:: Work instructions ::
Search the material for the string "components" and copy each line where it occurs.

# start of Exercise material

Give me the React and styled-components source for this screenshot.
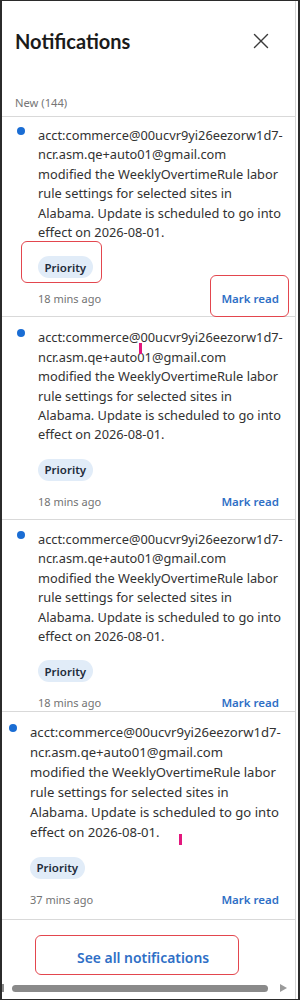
import React from "react";
import styled, { createGlobalStyle } from "styled-components";
import { X } from "lucide-react";

const GlobalStyle = createGlobalStyle`
  html, body {
    margin: 0;
    padding: 0;
    background: #ffffff;
  }
  * {
    box-sizing: border-box;
  }
`;

const font = `"Noto Sans", "Open Sans", "Liberation Sans", sans-serif`;

// outer frame of the flyout
const Frame = styled.div`
  width: 300px;
  height: 1000px;
  display: flex;
  border: 1px solid #2b2b2b;
  border-left-width: 2px;
  border-right-width: 2px;
  background: #fff;
  font-family: ${font};
  overflow: hidden;
`;

const Scroller = styled.div`
  flex: 0 0 294px;
  min-width: 0;
  display: flex;
  flex-direction: column;
  border-right: 1px solid #d6d6d6;
`;

const Header = styled.div`
  height: 80px;
  display: flex;
  align-items: center;
  justify-content: space-between;
  padding: 0 21px 0 13px;
`;

const Title = styled.h1`
  margin: 0;
  font-family: Lato, ${font};
  font-size: 20px;
  line-height: 24px;
  font-weight: 700;
  color: #1b1b1b;
`;

const CloseButton = styled.button`
  display: flex;
  align-items: center;
  justify-content: center;
  padding: 0;
  border: 0;
  background: none;
  color: #3b3b3b;
`;

const SectionLabel = styled.div`
  margin-top: 14px;
  padding: 0 0 5px 13px;
  font-size: 11.2px;
  line-height: 16px;
  color: #767676;
  border-bottom: 1px solid #d9d9d9;
`;

const Item = styled.div`
  position: relative;
  display: flex;
  align-items: flex-start;
  padding: ${(p) => p.$pt}px 11px ${(p) => p.$pb}px ${(p) => 15 - p.$shift}px;
  border-bottom: 1px solid #d9d9d9;
`;

const Dot = styled.span`
  flex: 0 0 8px;
  width: 8px;
  height: 8px;
  margin-top: 1px;
  border-radius: 50%;
  background: #1a6dd4;
`;

const Body = styled.div`
  flex: 1;
  min-width: 0;
  margin-left: 13px;
  display: flex;
  flex-direction: column;
`;

const Message = styled.p`
  margin: 0;
  font-size: ${(p) => 12.8 * p.$scale}px;
  line-height: ${(p) => 19.4 * p.$scale}px;
  color: #323232;
  white-space: nowrap;
`;

const Tags = styled.div`
  margin-top: 14px;
  display: flex;
`;

const Chip = styled.span`
  height: 22px;
  padding: 0 6.5px;
  display: inline-flex;
  align-items: center;
  border-radius: 11px;
  background: #e1ecf8;
  color: #1e2b3a;
  font-size: 11.5px;
  font-weight: 600;
`;

const Meta = styled.div`
  margin-top: 13px;
  padding-right: 5px;
  display: flex;
  justify-content: space-between;
  font-size: 11.5px;
  line-height: 16px;
`;

const Time = styled.span`
  font-size: 11px;
  color: #737373;
`;

const MarkRead = styled.span`
  color: #2f6fc6;
  font-weight: 600;
`;

// red review boxes drawn over the screenshot
const Annotated = styled.span`
  position: relative;
  display: inline-flex;

  &::after {
    content: "";
    position: absolute;
    top: ${(p) => p.$t}px;
    right: ${(p) => p.$r}px;
    bottom: ${(p) => p.$b}px;
    left: ${(p) => p.$l}px;
    border: 1.5px solid #e3464e;
    border-radius: 6px;
    pointer-events: none;
  }
`;

const Caret = styled.span`
  position: absolute;
  width: 3px;
  height: 11px;
  background: #e3177d;
`;

const Footer = styled.div`
  flex: 1;
  display: flex;
  flex-direction: column;
  justify-content: space-between;
  align-items: flex-start;
`;

const FooterAction = styled(Annotated)`
  margin: 29px 0 0 75px;
`;

const SeeAll = styled.button`
  padding: 0;
  border: 0;
  background: none;
  font-family: ${font};
  font-size: 13.9px;
  line-height: 18px;
  font-weight: 600;
  color: #2f6fc6;
`;

const HScroll = styled.div`
  height: 16px;
  margin-bottom: 3px;
  display: flex;
  align-items: center;
`;

const ArrowStub = styled.span`
  width: 2px;
  height: 8px;
  background: #8a8a8a;
`;

const Thumb = styled.span`
  height: 7px;
  margin-left: 8px;
  width: 256px;
  border-radius: 4px;
  background: #8a8a8a;
`;

const ArrowRight = styled.span`
  margin-left: 12px;
  width: 0;
  height: 0;
  border-top: 4.5px solid transparent;
  border-bottom: 4.5px solid transparent;
  border-left: 7px solid #9a9a9a;
`;

// the message as the panel wraps it
const MESSAGE_LINES = [
  "acct:commerce@00ucvr9yi26eezorw1d7-",
  "ncr.asm.qe+auto01@gmail.com",
  "modified the WeeklyOvertimeRule labor",
  "rule settings for selected sites in",
  "Alabama. Update is scheduled to go into",
  "effect on 2026-08-01.",
];

const items = [
  { id: 1, time: "18 mins ago", pt: 9, pb: 9, shift: 0, scale: 1, marked: true },
  { id: 2, time: "18 mins ago", pt: 11, pb: 9, shift: 0, scale: 1, caret: { x: 137, y: 26 } },
  { id: 3, time: "18 mins ago", pt: 10, pb: 0, shift: 0, scale: 1 },
  { id: 4, time: "37 mins ago", pt: 11, pb: 11, shift: 8, scale: 1.025, caret: { x: 177, y: 122 } },
];

const Notification = ({ item }) => (
  <Item $pt={item.pt} $pb={item.pb} $shift={item.shift}>
    <Dot />
    <Body>
      <Message $scale={item.scale}>
        {MESSAGE_LINES.map((line, i) => (
          <React.Fragment key={i}>
            {line}
            {i < MESSAGE_LINES.length - 1 && <br />}
          </React.Fragment>
        ))}
      </Message>
      <Tags>
        {item.marked ? (
          <Annotated $t={-15} $r={-9} $b={-5} $l={-17}>
            <Chip>Priority</Chip>
          </Annotated>
        ) : (
          <Chip>Priority</Chip>
        )}
      </Tags>
      <Meta>
        <Time>{item.time}</Time>
        {item.marked ? (
          <Annotated $t={-16} $r={-10} $b={-10} $l={-11}>
            <MarkRead>Mark read</MarkRead>
          </Annotated>
        ) : (
          <MarkRead>Mark read</MarkRead>
        )}
      </Meta>
    </Body>
    {item.caret && <Caret style={{ left: item.caret.x, top: item.caret.y }} />}
  </Item>
);

export default function App() {
  return (
    <>
      <GlobalStyle />
      <Frame>
        <Scroller>
          <Header>
            <Title>Notifications</Title>
            <CloseButton aria-label="Close">
              <X size={26} strokeWidth={1.3} />
            </CloseButton>
          </Header>
          <SectionLabel>New (144)</SectionLabel>
          {items.map((item) => (
            <Notification key={item.id} item={item} />
          ))}
          <Footer>
            <FooterAction $t={-14} $r={-30} $b={-8} $l={-42}>
              <SeeAll>See all notifications</SeeAll>
            </FooterAction>
            <HScroll>
              <ArrowStub />
              <Thumb />
              <ArrowRight />
            </HScroll>
          </Footer>
        </Scroller>
      </Frame>
    </>
  );
}
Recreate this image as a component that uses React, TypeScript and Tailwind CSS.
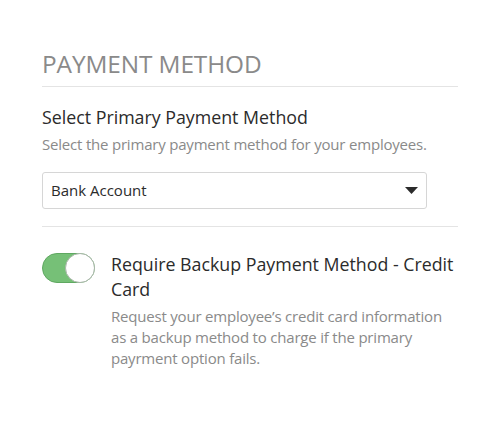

# end of Exercise material

:: Result of the exercise ::
Give me the React and styled-components source for this screenshot.
import styled, { createGlobalStyle } from "styled-components";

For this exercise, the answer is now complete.